A deeper understanding of the filter condition

Based on the examples given you probably already have a good enough understanding of how the filter function works to use it in your own code. In this optional information block we’ll go a bit deeper into how the filter condition works, and what operators you can use.

The condition is a logical expression

The condition in filter can be any logical expression. A logical expression is simply a statement that is either TRUE or FALSE. When we use a logical expression in the filter function, we are asking R to evaluate this expression for each row in the tibble. Each row for which the expression evaluates to TRUE is then included in the subset.

If you know a bit about how logical expressions work, you will have great control over what rows are included in your subset. Here is an overview of the most important operators for logical expressions.

Comparison operators

Comparison operators are used to compare two values.

== equal to
!= not equal to
> greater than
>= greater than or equal to
< less than
<= less than or equal to
%in% is in a list of values (second value must be a list or vector)

Example:

5 > 1    # TRUE:  5 is greater than 1

[1] TRUE

5 < 1    # FALSE: 5 is less than 1

[1] FALSE

"A" %in% c("A", "B", "C")  # TRUE: "A" is in the list

[1] TRUE

"A" %in% c("B", "C", "D")  # FALSE: "A" is not in the list

[1] FALSE

Logical operators

Logical operators are used to combine multiple conditions.

& and
| or
! not

Example:

5 > 1 | 5 < 1   # TRUE: 5 is greater than 1 OR 5 is less than 1

[1] TRUE

5 > 1 & 5 < 1   # FALSE: 5 is greater than 1 AND 5 is less than 1

[1] FALSE

!5 < 1          # TRUE: it is not the case that 5 is smaller than 1

[1] TRUE

Using equations

You can also use equations in your conditions. For example, to select all rows where the absolute difference between trust_t1 and trust_t2 is greater than 2:

filter(d, abs(trust_t2 - trust_t1) > 2)

Parentheses

For complex conditions, you can use parentheses to group conditions, similar to how you would in a mathematical expression. For example, say that you want to inspect surprising cases where trust in journalists decreased after watching the positive movie, or increased after watching the negative movie.

filter(d, (experiment_group == 'positive' & trust_t2 < trust_t1) |
          (experiment_group == 'negative' & trust_t2 > trust_t1))

Filtering out missing values

Filtering out cases with missing values works a bit differently. Missing values in R are represented by NA, but you cannot (!!) use something like filter(d, age != NA). Instead, you can use the is.na function to check if a value is missing.

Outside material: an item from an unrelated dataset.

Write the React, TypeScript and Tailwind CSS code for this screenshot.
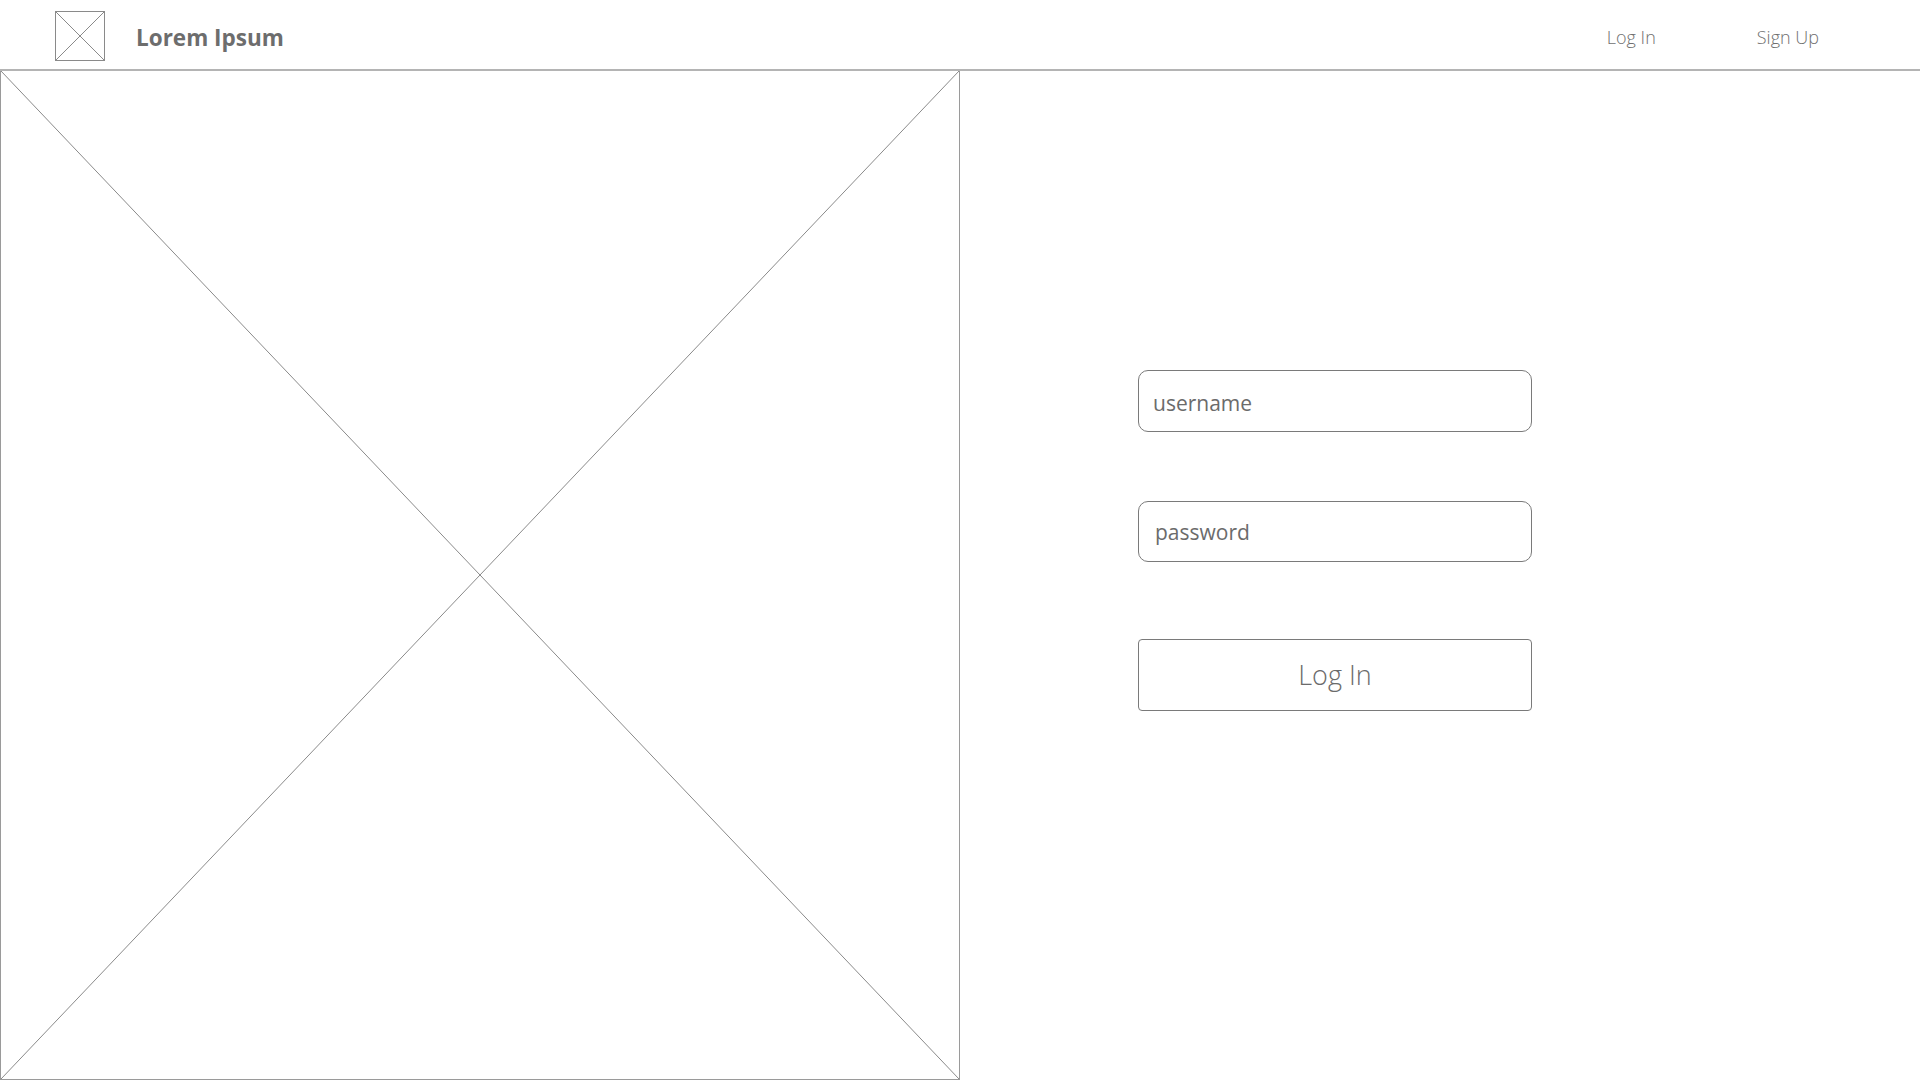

filter(d, is.na(age))     ## rows where age IS missing

filter(d, !is.na(age))    ## rows where age IS NOT missing

In addition, there is a special function in the tidyverse for removing rows if ANY column in the data is missing. This is the drop_na function.

drop_na(d)

This returns 595 rows (out of 600) because 5 rows had missing values in the age column.

Sorting rows with arrange()

The arrange function can be used to sort the rows of a tibble. For example, if we want to sort the data by the age column:

arrange(d, age)

By default, the rows are sorted in ascending order. If you want to sort in descending order, you can put a minus in front of the variable name.

arrange(d, -age)

If you want to sort on multiple columns, you can simply add them to the arrange function. For example, to sort first on experiment_group (ascending) and then on age (descending):

arrange(d, experiment_group, -age)